The probe on the right is based on the HP 54701 active probe which has been adapted to work with a positioner and a low inductance ground lead. Typical performance is 140 ps rise time, 100 kohm input resistance, and 0.6 pF input capacitance. The vacuum mount positioners attach to any solid base. The articulating arms provide a wide range of gross movements, allowing the user to roughly place the probes in the desired position. Fine positioning is then accomplished by adjusting the precision lead screw x, y, z positioners.









#### Slide #26



The clock at PAL1 is close to the clock driver, so the waveform looks good, with clean edges and little ringing. Note there is more ringing in the low level than at the high level, indicating the driver output impedance is not the same at both levels. By the time the clock signal reaches the module (ASIC), the effect of reflections are apparent, with more overshoot, and inflections beginning to appear in the transitions. This is an acceptable clock signal because the rising and falling edges are monotonic; the overshoot meets requirements (<0.6 volts above and below the rails), while the edge speeds, and the high & low times meet the 486 requirements.

Measurement system accuracy: Using the HP 54720 scope with a 4-GSa/s plug in, the measurement system rise time is 349 ps. This means that you can measure 1048 ps rise times with 5% accuracy and 760 ps edges with 10% accuracy. Conclusion: the above waveforms are being the measured with less than 5% error.

#### Slide #27



The HP 54720 waveforms were also saved as .TXT files, imported into EXCEL, charted, and saved as an EXCEL chart. One entire clock cycle is shown here, detailing the cache module waveforms at the ASIC, SRAM1, SRAM2, SRAM3, SRAM4.







CASCADE MICROTECH



**Slide #28** 



The positive going edge shown here is an expanded view of the same data shown in the previous slide "Cache Module Measurements." Within Excel, a smaller range was selected for each series, so that just the rising edge could be examined in detail. Note that because of the reflections, the waveform slopes are different, particularly V(ASIC), which has an inflection point where the slope changes. With faster clock edges, this inflection may degrade into a potential double clocking site.

The rising edge timing is defined generally at 2.0 volts for clock signals. Note that several of the signals have different slopes. This results in timing delay variations between signals if the voltage thresholds shift due to ground or power bounce.
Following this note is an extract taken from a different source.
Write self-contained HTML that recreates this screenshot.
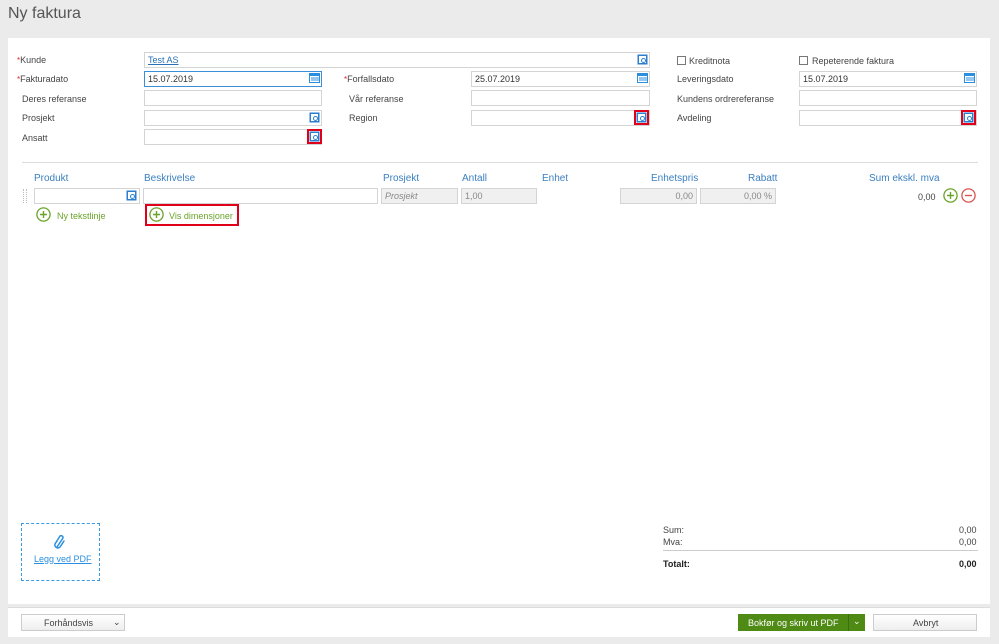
<!DOCTYPE html>
<html><head><meta charset="utf-8"><style>
*{box-sizing:border-box;margin:0;padding:0}
body{width:999px;height:644px;background:#ebebeb;font-family:"Liberation Sans",sans-serif;font-size:9px;color:#444;position:relative;overflow:hidden}
.a{position:absolute}
.t{position:absolute;white-space:nowrap}
.in{position:absolute;height:16px;border:1px solid #d4d4d4;background:#fff;font-size:9px;padding:2px 3px;color:#333}
.gr{background:#f0f0f0;color:#888}
.h{position:absolute;color:#3a7fc1;font-size:10px;white-space:nowrap}
.req{color:#d22;font-size:8px}
.ic{position:absolute;width:11px;height:11px}
.red{outline:2px solid #e0001a;outline-offset:0}
.cb{position:absolute;width:9px;height:9px;border:1px solid #777;background:#fff}
.circ{position:absolute;width:15px;height:15px}
</style></head><body>
<div class="t" style="left:8px;top:5px;font-size:16px;color:#555">Ny faktura</div>
<div class="a" style="left:8px;top:38px;width:982px;height:566px;background:#fff"></div>
<div class="a" style="left:8px;top:607px;width:982px;height:30px;background:#fff;border-top:1px solid #ddd"></div>

<div class="t" style="left:17px;top:55px"><span class="req">*</span>Kunde</div>
<div class="t" style="left:17px;top:74px"><span class="req">*</span>Fakturadato</div>
<div class="t" style="left:22px;top:94px">Deres referanse</div>
<div class="t" style="left:22px;top:113px">Prosjekt</div>
<div class="t" style="left:22px;top:133px">Ansatt</div>
<div class="in" style="left:144px;top:52px;width:506px;color:#2b6fb5;text-decoration:underline">Test AS</div>
<div class="in" style="left:144px;top:71px;width:178px;border-color:#3a8fd8">15.07.2019</div>
<div class="in" style="left:144px;top:90px;width:178px"></div>
<div class="in" style="left:144px;top:110px;width:178px"></div>
<div class="in" style="left:144px;top:129px;width:178px"></div>

<div class="t" style="left:344px;top:74px"><span class="req">*</span>Forfallsdato</div>
<div class="t" style="left:349px;top:94px">Vår referanse</div>
<div class="t" style="left:349px;top:113px">Region</div>
<div class="in" style="left:471px;top:71px;width:179px">25.07.2019</div>
<div class="in" style="left:471px;top:90px;width:179px"></div>
<div class="in" style="left:471px;top:110px;width:179px"></div>

<div class="cb" style="left:677px;top:56px"></div><div class="t" style="left:689px;top:56px">Kreditnota</div>
<div class="cb" style="left:799px;top:56px"></div><div class="t" style="left:812px;top:56px">Repeterende faktura</div>
<div class="t" style="left:677px;top:74px">Leveringsdato</div>
<div class="t" style="left:677px;top:94px">Kundens ordrereferanse</div>
<div class="t" style="left:677px;top:113px">Avdeling</div>
<div class="in" style="left:799px;top:71px;width:178px">15.07.2019</div>
<div class="in" style="left:799px;top:90px;width:178px"></div>
<div class="in" style="left:799px;top:110px;width:178px"></div>

<svg class="ic" style="left:637px;top:54px" viewBox="0 0 11 11"><rect x="0.5" y="0.5" width="10" height="10" fill="#2b7fd0"/><rect x="2" y="2" width="7" height="7" fill="#fff"/><circle cx="6.5" cy="6.5" r="2" fill="none" stroke="#2b7fd0"/></svg>
<svg class="ic" style="left:309px;top:72px" viewBox="0 0 11 11"><rect x="0.5" y="1.5" width="10" height="9" fill="#fff" stroke="#2b8fe0"/><rect x="0.5" y="1.5" width="10" height="2.5" fill="#2b8fe0"/><path d="M3 5v4M5 5v4M7 5v4M9 5v4" stroke="#2b8fe0"/></svg>
<svg class="ic" style="left:637px;top:72px" viewBox="0 0 11 11"><rect x="0.5" y="1.5" width="10" height="9" fill="#fff" stroke="#2b8fe0"/><rect x="0.5" y="1.5" width="10" height="2.5" fill="#2b8fe0"/><path d="M3 5v4M5 5v4M7 5v4M9 5v4" stroke="#2b8fe0"/></svg>
<svg class="ic" style="left:964px;top:72px" viewBox="0 0 11 11"><rect x="0.5" y="1.5" width="10" height="9" fill="#fff" stroke="#2b8fe0"/><rect x="0.5" y="1.5" width="10" height="2.5" fill="#2b8fe0"/><path d="M3 5v4M5 5v4M7 5v4M9 5v4" stroke="#2b8fe0"/></svg>
<svg class="ic" style="left:309px;top:112px" viewBox="0 0 11 11"><rect x="0.5" y="0.5" width="10" height="10" fill="#2b7fd0"/><rect x="2" y="2" width="7" height="7" fill="#fff"/><circle cx="6.5" cy="6.5" r="2" fill="none" stroke="#2b7fd0"/></svg>
<svg class="ic red" style="left:309px;top:131px" viewBox="0 0 11 11"><rect x="0.5" y="0.5" width="10" height="10" fill="#2b7fd0"/><rect x="2" y="2" width="7" height="7" fill="#fff"/><circle cx="6.5" cy="6.5" r="2" fill="none" stroke="#2b7fd0"/></svg>
<svg class="ic red" style="left:636px;top:112px" viewBox="0 0 11 11"><rect x="0.5" y="0.5" width="10" height="10" fill="#2b7fd0"/><rect x="2" y="2" width="7" height="7" fill="#fff"/><circle cx="6.5" cy="6.5" r="2" fill="none" stroke="#2b7fd0"/></svg>
<svg class="ic red" style="left:963px;top:112px" viewBox="0 0 11 11"><rect x="0.5" y="0.5" width="10" height="10" fill="#2b7fd0"/><rect x="2" y="2" width="7" height="7" fill="#fff"/><circle cx="6.5" cy="6.5" r="2" fill="none" stroke="#2b7fd0"/></svg>

<div class="a" style="left:22px;top:162px;width:956px;height:1px;background:#ddd"></div>
<div class="h" style="left:34px;top:173px">Produkt</div>
<div class="h" style="left:144px;top:173px">Beskrivelse</div>
<div class="h" style="left:383px;top:173px">Prosjekt</div>
<div class="h" style="left:462px;top:173px">Antall</div>
<div class="h" style="left:542px;top:173px">Enhet</div>
<div class="h" style="left:651px;top:173px">Enhetspris</div>
<div class="h" style="left:748px;top:173px">Rabatt</div>
<div class="h" style="left:869px;top:173px">Sum ekskl. mva</div>
<div class="a" style="left:23px;top:189px;width:4px;height:14px;border-left:1px dotted #bbb;border-right:1px dotted #bbb"></div>
<div class="in" style="left:34px;top:188px;width:106px"></div>
<svg class="ic" style="left:126px;top:190px" viewBox="0 0 11 11"><rect x="0.5" y="0.5" width="10" height="10" fill="#2b7fd0"/><rect x="2" y="2" width="7" height="7" fill="#fff"/><circle cx="6.5" cy="6.5" r="2" fill="none" stroke="#2b7fd0"/></svg>
<div class="in" style="left:143px;top:188px;width:235px"></div>
<div class="in gr" style="left:381px;top:188px;width:77px;font-style:italic">Prosjekt</div>
<div class="in gr" style="left:461px;top:188px;width:76px">1,00</div>
<div class="in gr" style="left:620px;top:188px;width:77px;text-align:right">0,00</div>
<div class="in gr" style="left:700px;top:188px;width:76px;text-align:right">0,00 %</div>
<div class="t" style="left:918px;top:192px">0,00</div>
<svg class="circ" style="left:943px;top:188px" viewBox="0 0 15 15"><circle cx="7.5" cy="7.5" r="6.6" fill="none" stroke="#6aa329" stroke-width="1.3"/><path d="M7.5 4v7M4 7.5h7" stroke="#6aa329" stroke-width="1.4"/></svg>
<svg class="circ" style="left:961px;top:188px" viewBox="0 0 15 15"><circle cx="7.5" cy="7.5" r="6.6" fill="none" stroke="#d9534f" stroke-width="1.3"/><path d="M4 7.5h7" stroke="#d9534f" stroke-width="1.4"/></svg>

<svg class="circ" style="left:36px;top:207px" viewBox="0 0 15 15"><circle cx="7.5" cy="7.5" r="6.6" fill="none" stroke="#6aa329" stroke-width="1.3"/><path d="M7.5 4v7M4 7.5h7" stroke="#6aa329" stroke-width="1.4"/></svg>
<div class="t" style="left:57px;top:211px;color:#6aa329">Ny tekstlinje</div>
<div class="a" style="left:145px;top:204px;width:94px;height:22px;border:2px solid #e0001a"></div>
<svg class="circ" style="left:149px;top:207px" viewBox="0 0 15 15"><circle cx="7.5" cy="7.5" r="6.6" fill="none" stroke="#6aa329" stroke-width="1.3"/><path d="M7.5 4v7M4 7.5h7" stroke="#6aa329" stroke-width="1.4"/></svg>
<div class="t" style="left:169px;top:211px;color:#6aa329">Vis dimensjoner</div>

<div class="a" style="left:21px;top:523px;width:79px;height:58px;border:1px dashed #3a9ae0"></div>
<svg class="a" style="left:53px;top:534px;width:14px;height:18px" viewBox="0 0 14 18"><path d="M4 13 L10 4 A2 2 0 0 0 7 2 L2 10 A3 3 0 0 0 7 13 L11 7" fill="none" stroke="#2b8fe0" stroke-width="1.5" stroke-linecap="round"/></svg>
<div class="t" style="left:34px;top:554px;color:#2b8fe0;text-decoration:underline">Legg ved PDF</div>

<div class="t" style="left:663px;top:525px">Sum:</div><div class="t" style="left:959px;top:525px">0,00</div>
<div class="t" style="left:663px;top:537px">Mva:</div><div class="t" style="left:959px;top:537px">0,00</div>
<div class="a" style="left:663px;top:550px;width:315px;height:1px;background:#ccc"></div>
<div class="t" style="left:663px;top:559px;font-weight:bold;color:#222">Totalt:</div><div class="t" style="left:959px;top:559px;font-weight:bold;color:#222">0,00</div>

<div class="a" style="left:21px;top:614px;width:104px;height:17px;border:1px solid #ccc;background:linear-gradient(#fff,#eee)"></div>
<div class="t" style="left:44px;top:618px">Forhåndsvis</div><div class="t" style="left:113px;top:617px">⌄</div>
<div class="a" style="left:738px;top:614px;width:127px;height:17px;background:#4f8a14"></div>
<div class="a" style="left:848px;top:614px;width:1px;height:17px;background:#3e6f0f"></div>
<div class="t" style="left:748px;top:618px;color:#fff">Bokfør og skriv ut PDF</div><div class="t" style="left:853px;top:616px;color:#fff">⌄</div>
<div class="a" style="left:873px;top:614px;width:104px;height:17px;border:1px solid #ccc;background:linear-gradient(#fff,#eee)"></div>
<div class="t" style="left:913px;top:618px">Avbryt</div>
</body></html>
When using the HP 54720 scope to measure time delay between two waveforms (at 2.0 volts for the rising edge, for example), the waveform noise will cause variation between successive measurements. The solution is to use the statistical functions within the HP 54720, giving a mean delay value and standard deviation.

Slide #29



This is the initial 50 MHz simulation, using ideal transmission line models, capacitors & ESD clamp diodes for input gates. The clock driver is modeled as an ideal ramp, abruptly turning on at time equal to zero. Comparing these waveforms with the measured waveforms in slides "50 MHz Clock Measurement" and "Cache Module Measurements." there is a problem here. Note the excessive high frequency ringing, inflections, and other waveform anomalies not present in the measurements.

Each of the gate inputs is modeled as a capacitor with resistive ESD clamp diodes to Vdd and Vss. These values were obtained from the manufacturer's specifications and from manufacturer's general technology handbooks. The PWB clock lines are modeled as ideal 50 Ohm transmission lines with propagation delay of 0.07 ns/cm. The cache module clock lines are modeled as 47 Ohm ideal transmission lines, with propagation delay of 0.14 ns/cm.

From the 50 MHz clock driver specification, the rise and fall times are 1.7 ns (max) into 50 pF. So the initial driver model is an ideal ramp, with 1.7 ns rise and fall times, and no output resistance.











Real clock drivers have nonzero output resistance. From the 50 MHz clock driver specification, the rise and fall times are 1.7 ns (max) into 50 pF. Using I = C (dv/dt), Imax = 50 E-12 \* 4V/1.7 ns = 0.12 A, or assuming the driver (Vdd = 5 V) meets specs at Vout = 4.0 volts, then Rout ~ 1V/0.12A = 8 Ohms. The above simulation is the same as the previous one, except the clock driver is now an ideal ramp in series with 8 Ohms. The PAL1 waveform has less ringing and somewhat better matches the measured waveform. V(ASIC), for example, still has nonmonotonic edges. Something still is not right. (The measured waveforms, for visual comparision, are in slide #26 "50 MHz Clock Measurement" and in slide #27 "Cache Module Measurements.")

Slide #31



Using an idealized ramp signal to model a clock driver causes two errors: 1), is that an ideal ramp waveform contains high frequency energy due to the sharp transitions which is not present in the driver being modeled; and 2), when using ideal transmission line models, the additional high-frequency energy will be transmitted and reflected without loss. Real transmission lines will attenuate higher frequency energy more than lower frequency energy because of skin effect losses.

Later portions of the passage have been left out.